Henry Hathaway’s film True Grit, from 1969, is a wonderful entertainment, respectful of, if not exactly faithful to, the great Charles Portis novel on which it’s based.
The powerful emotional impact of the novel is achieved by indirection, by characters who don’t speak about what’s really going inside them because they’re rarely aware of it. We read their inner lives though their actions, which are often surprising, startling, even shocking. Hollywood is generally afraid of tales told this way, afraid that audiences won’t get the point, so the adaptation of True Grit brings the emotions and motivations of the characters to the surface. Paradoxically, this leaves the viewer with less to respond to.
It’s clear from the start in the film where the friendship between the teen-aged Mattie Ross and the grizzled frontier marshal Rooster Cogburn is going. It’s a pleasure to watch it go there, but one can’t fully enter into the journey as a participant. John Wayne, who won his only Oscar for his portrayal of Cogburn here, is exceptionally good, working against his usual buttoned-up hero’s persona, but reveals the character’s decent and genial side too quickly.
Kim Darby, as Mattie Ross, also gives a fine performance, but because Darby was 21 when she made the film, Mattie’s precocious self-possession can’t help but lose some of its edge. (In the book, Mattie is 14.) Glen Campbell, then a popular cross-over country singing star, was cast in the third lead as Le Boeuf, primarily as a marketing ploy one assumes.
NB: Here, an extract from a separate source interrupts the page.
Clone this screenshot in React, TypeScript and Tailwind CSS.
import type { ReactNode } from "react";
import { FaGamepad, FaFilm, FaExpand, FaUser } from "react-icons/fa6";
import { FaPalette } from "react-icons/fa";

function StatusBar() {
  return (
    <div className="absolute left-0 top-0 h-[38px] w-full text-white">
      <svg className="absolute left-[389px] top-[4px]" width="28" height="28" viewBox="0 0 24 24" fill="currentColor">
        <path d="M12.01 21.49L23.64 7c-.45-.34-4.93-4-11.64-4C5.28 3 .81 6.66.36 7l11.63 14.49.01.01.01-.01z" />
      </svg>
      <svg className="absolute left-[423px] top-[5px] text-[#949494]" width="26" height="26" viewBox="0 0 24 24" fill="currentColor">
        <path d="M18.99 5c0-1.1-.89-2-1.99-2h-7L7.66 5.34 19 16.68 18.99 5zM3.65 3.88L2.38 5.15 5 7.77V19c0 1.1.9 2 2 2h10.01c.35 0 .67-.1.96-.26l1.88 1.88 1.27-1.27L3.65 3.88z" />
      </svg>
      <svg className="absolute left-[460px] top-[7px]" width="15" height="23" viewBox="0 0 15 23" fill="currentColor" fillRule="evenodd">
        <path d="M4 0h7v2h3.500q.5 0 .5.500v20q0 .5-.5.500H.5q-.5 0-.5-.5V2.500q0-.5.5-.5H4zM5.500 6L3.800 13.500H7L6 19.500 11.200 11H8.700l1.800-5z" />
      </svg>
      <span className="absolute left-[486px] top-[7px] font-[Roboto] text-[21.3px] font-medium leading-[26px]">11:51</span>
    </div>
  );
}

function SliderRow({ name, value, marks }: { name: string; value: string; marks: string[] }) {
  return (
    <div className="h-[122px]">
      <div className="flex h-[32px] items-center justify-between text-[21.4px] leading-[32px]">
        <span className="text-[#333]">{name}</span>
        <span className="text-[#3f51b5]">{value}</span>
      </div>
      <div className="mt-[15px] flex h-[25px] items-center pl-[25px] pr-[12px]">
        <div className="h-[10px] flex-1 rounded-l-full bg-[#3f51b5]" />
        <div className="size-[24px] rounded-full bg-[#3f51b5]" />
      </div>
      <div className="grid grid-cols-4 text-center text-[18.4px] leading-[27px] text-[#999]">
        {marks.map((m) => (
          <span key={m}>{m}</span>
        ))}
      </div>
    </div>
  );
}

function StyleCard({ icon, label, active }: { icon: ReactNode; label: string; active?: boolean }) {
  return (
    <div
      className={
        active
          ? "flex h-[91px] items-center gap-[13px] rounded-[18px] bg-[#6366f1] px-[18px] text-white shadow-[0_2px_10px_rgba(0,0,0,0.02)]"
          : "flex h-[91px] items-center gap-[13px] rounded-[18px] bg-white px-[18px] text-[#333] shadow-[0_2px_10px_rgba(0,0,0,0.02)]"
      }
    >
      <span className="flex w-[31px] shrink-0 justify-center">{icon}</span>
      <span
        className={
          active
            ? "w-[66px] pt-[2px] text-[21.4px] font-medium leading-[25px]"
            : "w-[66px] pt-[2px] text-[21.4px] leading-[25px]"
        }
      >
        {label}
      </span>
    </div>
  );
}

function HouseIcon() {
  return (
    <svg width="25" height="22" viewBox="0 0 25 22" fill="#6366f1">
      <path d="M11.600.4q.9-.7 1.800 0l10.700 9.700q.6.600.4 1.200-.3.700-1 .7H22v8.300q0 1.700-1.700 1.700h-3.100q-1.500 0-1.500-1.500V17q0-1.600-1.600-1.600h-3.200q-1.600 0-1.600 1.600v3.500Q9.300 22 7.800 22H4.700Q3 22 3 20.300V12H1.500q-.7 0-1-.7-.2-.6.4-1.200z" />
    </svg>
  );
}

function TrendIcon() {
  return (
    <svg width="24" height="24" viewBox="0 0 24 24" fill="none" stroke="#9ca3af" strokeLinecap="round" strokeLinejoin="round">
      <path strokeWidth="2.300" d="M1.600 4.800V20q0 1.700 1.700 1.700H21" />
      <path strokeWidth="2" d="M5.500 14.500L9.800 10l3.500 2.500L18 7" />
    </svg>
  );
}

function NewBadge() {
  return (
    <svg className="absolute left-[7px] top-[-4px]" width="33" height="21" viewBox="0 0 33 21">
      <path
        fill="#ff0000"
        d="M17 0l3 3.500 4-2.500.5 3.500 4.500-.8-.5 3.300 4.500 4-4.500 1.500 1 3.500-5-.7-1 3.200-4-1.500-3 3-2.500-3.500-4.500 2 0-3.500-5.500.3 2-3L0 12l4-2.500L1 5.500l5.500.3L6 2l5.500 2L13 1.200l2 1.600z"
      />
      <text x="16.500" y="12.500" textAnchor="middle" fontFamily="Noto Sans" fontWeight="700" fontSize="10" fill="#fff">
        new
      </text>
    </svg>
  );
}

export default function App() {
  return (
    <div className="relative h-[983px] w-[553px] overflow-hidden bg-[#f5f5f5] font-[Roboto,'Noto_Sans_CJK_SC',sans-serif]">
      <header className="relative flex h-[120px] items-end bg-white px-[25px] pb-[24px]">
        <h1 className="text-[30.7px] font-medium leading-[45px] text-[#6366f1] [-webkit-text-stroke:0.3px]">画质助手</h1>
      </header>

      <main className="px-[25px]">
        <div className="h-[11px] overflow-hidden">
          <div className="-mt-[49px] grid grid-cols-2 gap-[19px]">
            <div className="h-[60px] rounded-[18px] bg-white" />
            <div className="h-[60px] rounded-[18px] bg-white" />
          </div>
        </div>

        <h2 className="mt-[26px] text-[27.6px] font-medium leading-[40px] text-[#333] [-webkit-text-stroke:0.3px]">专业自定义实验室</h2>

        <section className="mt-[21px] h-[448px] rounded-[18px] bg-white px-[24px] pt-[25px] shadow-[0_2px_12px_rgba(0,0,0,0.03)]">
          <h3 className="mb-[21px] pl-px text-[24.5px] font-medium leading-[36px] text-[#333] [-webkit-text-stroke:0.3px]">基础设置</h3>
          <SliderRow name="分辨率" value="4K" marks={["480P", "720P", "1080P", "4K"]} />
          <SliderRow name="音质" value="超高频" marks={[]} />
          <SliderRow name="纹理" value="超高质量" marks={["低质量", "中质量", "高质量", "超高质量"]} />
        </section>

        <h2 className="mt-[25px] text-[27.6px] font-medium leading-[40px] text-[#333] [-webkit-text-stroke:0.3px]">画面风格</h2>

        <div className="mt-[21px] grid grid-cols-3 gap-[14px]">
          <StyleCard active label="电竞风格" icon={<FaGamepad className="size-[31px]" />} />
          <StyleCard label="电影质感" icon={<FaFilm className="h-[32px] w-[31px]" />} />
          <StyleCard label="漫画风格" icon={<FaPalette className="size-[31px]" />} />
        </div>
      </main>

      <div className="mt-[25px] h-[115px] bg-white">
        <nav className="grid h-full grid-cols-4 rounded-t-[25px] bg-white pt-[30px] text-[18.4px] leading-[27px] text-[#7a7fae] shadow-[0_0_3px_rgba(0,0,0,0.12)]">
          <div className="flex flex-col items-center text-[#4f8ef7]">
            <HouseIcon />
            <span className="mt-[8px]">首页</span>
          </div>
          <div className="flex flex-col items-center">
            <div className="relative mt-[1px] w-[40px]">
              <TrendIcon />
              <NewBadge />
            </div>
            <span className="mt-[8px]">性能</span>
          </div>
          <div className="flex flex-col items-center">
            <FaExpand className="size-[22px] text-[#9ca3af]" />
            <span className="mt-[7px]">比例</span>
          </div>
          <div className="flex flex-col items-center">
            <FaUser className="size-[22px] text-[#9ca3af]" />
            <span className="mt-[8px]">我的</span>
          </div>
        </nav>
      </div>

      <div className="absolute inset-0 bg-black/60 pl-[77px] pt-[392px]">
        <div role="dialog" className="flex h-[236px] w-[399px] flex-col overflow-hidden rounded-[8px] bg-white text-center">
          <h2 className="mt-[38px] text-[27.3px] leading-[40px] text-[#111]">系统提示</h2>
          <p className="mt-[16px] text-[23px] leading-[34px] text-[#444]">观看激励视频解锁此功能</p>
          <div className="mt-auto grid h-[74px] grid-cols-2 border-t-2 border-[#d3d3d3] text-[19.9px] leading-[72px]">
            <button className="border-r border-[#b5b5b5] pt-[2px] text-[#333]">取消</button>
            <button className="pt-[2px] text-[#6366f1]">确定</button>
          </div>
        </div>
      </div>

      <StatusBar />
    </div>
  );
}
He acquits himself well enough, but always looks out of his league among the other fine supporting players like Robert Duvall, Dennis Hopper and Strother Martin.
Although Hathaway directs the film in a classical style, with beautifully composed images (discounting a few ill-advised zooms), the film tries in other ways to be contemporary. Elmer Bernstein’s score, often echoing the one he did for The Magnificent Seven, is generally light and buoyant — it doesn’t enforce the darker emotional currents of the tale. The script incorporates a lot of Portis’s fine dialogue but emphasizes the cheerful and comic side of the novel, at the expense of its paradoxes and contradictions. The disturbing undertow of the book is only suggested.
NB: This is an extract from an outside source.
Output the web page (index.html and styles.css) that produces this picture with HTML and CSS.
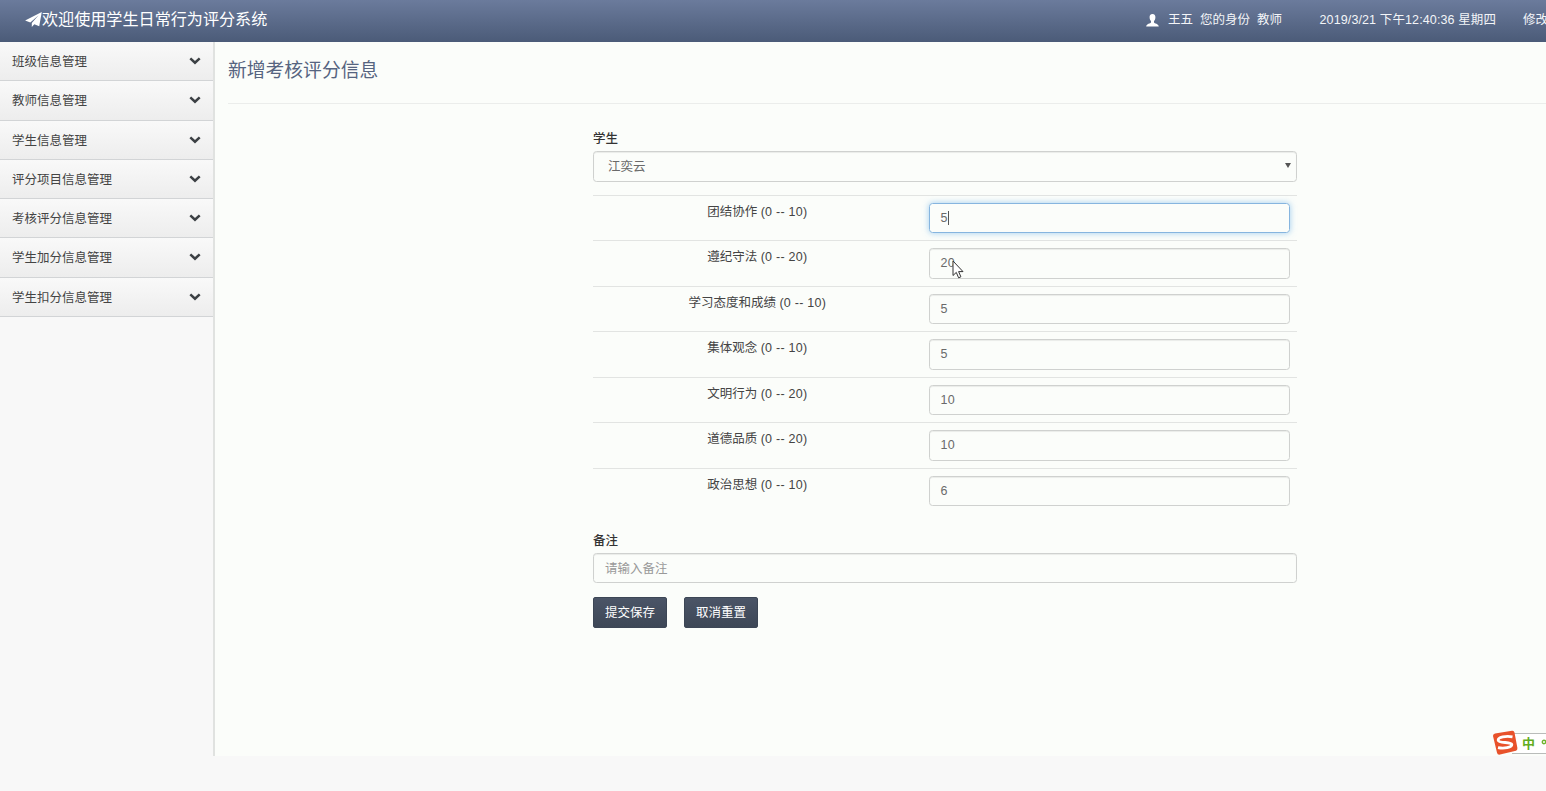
FILE: index.html
```html
<!DOCTYPE html>
<html lang="zh-CN">
<head>
<meta charset="utf-8">
<title>学生日常行为评分系统</title>
<link rel="stylesheet" href="styles.css">
</head>
<body>
<header class="navbar">
  <div class="brand">
    <svg class="plane" viewBox="0 0 16 14"><path d="M15.8 0 L13.4 13.4 L8.8 11.4 L6.4 14 V10.2 L12.8 3 L5 9.8 L0.1 7.9 Z" fill="#fff"/></svg><span>欢迎使用学生日常行为评分系统</span>
  </div>
  <div class="user">
    <svg class="person" viewBox="0 0 13 13"><path d="M6.500 0C8.600 0 9.500 1.500 9.400 3.400C9.300 5.200 8.700 6.200 8 7V8.600C8.400 9.500 12.600 10 12.800 12.600H.2C.4 10 4.600 9.500 5 8.600V7C4.300 6.200 3.700 5.200 3.600 3.400C3.500 1.500 4.400 0 6.500 0Z" fill="#fff"/></svg>
    <span class="who">王五</span><span class="role">您的身份</span><span>教师</span>
  </div>
  <span class="clock">2019/3/21 下午12:40:36 星期四</span>
  <span class="password">修改密码</span>
</header>
<div class="page">
  <nav class="sidebar">
    <a class="item">班级信息管理<svg class="chev" viewBox="0 0 12 8"><path d="M1.300 1.300L6 5.700L10.700 1.300"/></svg></a>
    <a class="item">教师信息管理<svg class="chev" viewBox="0 0 12 8"><path d="M1.300 1.300L6 5.700L10.700 1.300"/></svg></a>
    <a class="item">学生信息管理<svg class="chev" viewBox="0 0 12 8"><path d="M1.300 1.300L6 5.700L10.700 1.300"/></svg></a>
    <a class="item">评分项目信息管理<svg class="chev" viewBox="0 0 12 8"><path d="M1.300 1.300L6 5.700L10.700 1.300"/></svg></a>
    <a class="item">考核评分信息管理<svg class="chev" viewBox="0 0 12 8"><path d="M1.300 1.300L6 5.700L10.700 1.300"/></svg></a>
    <a class="item">学生加分信息管理<svg class="chev" viewBox="0 0 12 8"><path d="M1.300 1.300L6 5.700L10.700 1.300"/></svg></a>
    <a class="item">学生扣分信息管理<svg class="chev" viewBox="0 0 12 8"><path d="M1.300 1.300L6 5.700L10.700 1.300"/></svg></a>
  </nav>
  <main class="content">
    <h1 class="title">新增考核评分信息</h1>
    <div class="form">
      <div class="label">学生</div>
      <div class="control select"><span>江奕云</span><i class="arrow"></i></div>
      <div class="scores">
        <div class="row"><div class="name">团结协作 <span class="range">(0 -- 10)</span></div><div class="control focus">5<i class="caret"></i></div></div>
        <div class="row"><div class="name">遵纪守法 <span class="range">(0 -- 20)</span></div><div class="control">20<svg class="pointer" viewBox="0 0 12 19"><path d="M1 1V15.500L4.300 12.400L6.600 17.800L8.900 16.800L6.600 11.600H11Z" fill="#fff" stroke="#333" stroke-width="1"/></svg></div></div>
        <div class="row"><div class="name">学习态度和成绩 <span class="range">(0 -- 10)</span></div><div class="control">5</div></div>
        <div class="row"><div class="name">集体观念 <span class="range">(0 -- 10)</span></div><div class="control">5</div></div>
        <div class="row"><div class="name">文明行为 <span class="range">(0 -- 20)</span></div><div class="control">10</div></div>
        <div class="row"><div class="name">道德品质 <span class="range">(0 -- 20)</span></div><div class="control">10</div></div>
        <div class="row"><div class="name">政治思想 <span class="range">(0 -- 10)</span></div><div class="control">6</div></div>
      </div>
      <div class="label">备注</div>
      <div class="control remark">请输入备注</div>
      <div class="actions"><button class="btn">提交保存</button><button class="btn">取消重置</button></div>
    </div>
  </main>
</div>
<div class="ime">
  <svg class="sogou" viewBox="0 0 26 26"><path d="M3 3.500L20 .8Q22 .5 22.500 2.500L25.400 18Q25.600 20 24 20.800L8 24.600Q5.500 25 5 22.800L1 6Q.8 4 3 3.500Z" fill="#e8522b"/><path d="M20.500 6.800C14 5.700 5.800 7 6.200 10.300C6.600 13.300 19.500 11.700 19.800 14.500C20 17.500 12 18.800 6 17.600" fill="none" stroke="#fff" stroke-width="2.800"/></svg>
  <div class="ime-bar"><span>中</span><svg class="dots" viewBox="0 0 8 10"><circle cx="3" cy="3" r="1.700" fill="none" stroke="#6eb52f" stroke-width="1.400"/></svg></div>
</div>
</body>
</html>
```
FILE: styles.css
```css
* { box-sizing: border-box; }
body {
  margin: 0;
  height: 791px;
  overflow: hidden;
  background: #f8f8f8;
  color: #444;
  font: 12.5px/18px "Liberation Sans", "Noto Sans CJK SC", sans-serif;
}
.navbar {
  display: flex;
  align-items: center;
  height: 42px;
  padding: 0 0 2px 25px;
  white-space: nowrap;
  overflow: hidden;
  color: #f3f5f8;
  background: linear-gradient(#6b7b9c, #4b5b78);
}
.navbar > * { flex: none; }
.brand { display: flex; align-items: center; font-size: 16.1px; line-height: 24px; width: 1121px; padding-bottom: 2px; color: #fff; }
.plane { width: 17px; height: 15px; margin-top: 1px; }
.user { display: flex; align-items: center; width: 173.500px; }
.person { width: 13px; height: 13px; margin-right: 9px; }
.who { margin-right: 7px; }
.role { margin-right: 7px; }
.clock { width: 203.500px; letter-spacing: .12px; }
.page { display: flex; height: 714px; }
.sidebar { width: 215px; flex: none; border-right: 2px solid #e0e2e0; }
.item {
  display: flex;
  align-items: center;
  justify-content: space-between;
  height: 39.250px;
  padding: 2px 12px 0 12px;
  border-bottom: 1px solid #d2d4d6;
  background: linear-gradient(#f9f9f9, #ededed);
}
.chev { width: 12px; height: 8px; margin-bottom: 2px; fill: none; stroke: #3c4044; stroke-width: 2.500; }
.content { flex: 1; padding-left: 13px; background: #fbfdfa; overflow: hidden; }
.title {
  height: 62px;
  margin: 0;
  padding-top: 17px;
  border-bottom: 1px solid #ebedeb;
  font-size: 18.800px;
  font-weight: 400;
  line-height: 24px;
  color: #566480;
}
.form { width: 704px; margin: 25px 0 0 365px; }
.label { height: 22px; padding-top: 1px; font-weight: 500; color: #333; }
.control {
  display: flex;
  align-items: center;
  height: 30.500px;
  padding: 0 11px;
  border: 1px solid #cfd1cf;
  border-radius: 3.500px;
  box-shadow: inset 0 1px 1px rgba(0, 0, 0, .07);
  color: #6a6a6a;
}
.select { justify-content: space-between; padding: 2px 5px 0 14px; }
.arrow { border: 3px solid transparent; border-top: 5px solid #555; border-bottom: 0; margin-bottom: 4px; }
.scores { margin: 13px 0 17.500px; }
.row {
  display: grid;
  grid-template-columns: 328.500px 361px;
  column-gap: 7px;
  height: 45.550px;
  padding-top: 7px;
  border-top: 1px solid #e2e4e2;
}
.name { text-align: center; }
.range { letter-spacing: .25px; }
.row .control { position: relative; letter-spacing: .2px; }
.row .focus { border-color: #86b5df; box-shadow: 0 0 6px rgba(102, 175, 233, .6); }
.caret { width: 1px; height: 14px; background: #555; }
.pointer { position: absolute; left: 22px; top: 11px; width: 12px; height: 19px; }
.remark { padding-top: 1px; color: #999; }
.actions { display: flex; gap: 17px; margin-top: 13.500px; }
.btn {
  width: 74px;
  height: 31px;
  padding: 1px 0 0;
  border: 1px solid #3c4655;
  border-radius: 2px;
  color: #fff;
  font: inherit;
  background: linear-gradient(#4b5567, #3d4756);
}
.ime { position: absolute; right: 0; top: 730px; width: 54px; height: 26px; }
.sogou { position: absolute; left: 0; top: 0; width: 26px; height: 26px; z-index: 1; }
.ime-bar {
  display: flex;
  align-items: center;
  height: 21px;
  margin: 3px 0 0 20px;
  padding-left: 10px;
  border: 1px solid #b9bcba;
  border-width: 1px 0;
  background: #fff;
  color: #62ad22;
  font-weight: 700;
  font-size: 13px;
}
.dots { width: 8px; height: 10px; margin-left: 6px; flex: none; }
```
Paramount probably thought it was taking quite enough chances on this film, a Western with a strong female protagonist that featured John Wayne as a slightly less than heroic drunk — but in truth it was only keeping up with the times. In the 1960s, Hollywood and the culture were becoming self-conscious about the conventions of the Western in an era of national doubt about the American dream, undermined by a controversial war in Vietnam and rowdy social upheavals at home.
1969 also saw the release of The Wild Bunch, Sam Peckinpah’s savage and cynical deconstruction of the Western genre. True Grit was a big hit at the box office, The Wild Bunch not so much, but a critical favorite. The culture was clearly open to a different kind of Western. It’s a shame that filmmakers chose to follow in Peckinpah’s tracks, instead of Hathaway’s or even Portis’s. Dark and unconventional as the novel True Grit was, it still managed to celebrate, in its quirky way, the humane and noble values of the classic Western, introducing a convincing female perspective in the process. Portis’s vision might have led to a renewal of the Western film — Peckinpah’s led to its virtual destruction as a reliable Hollywood genre.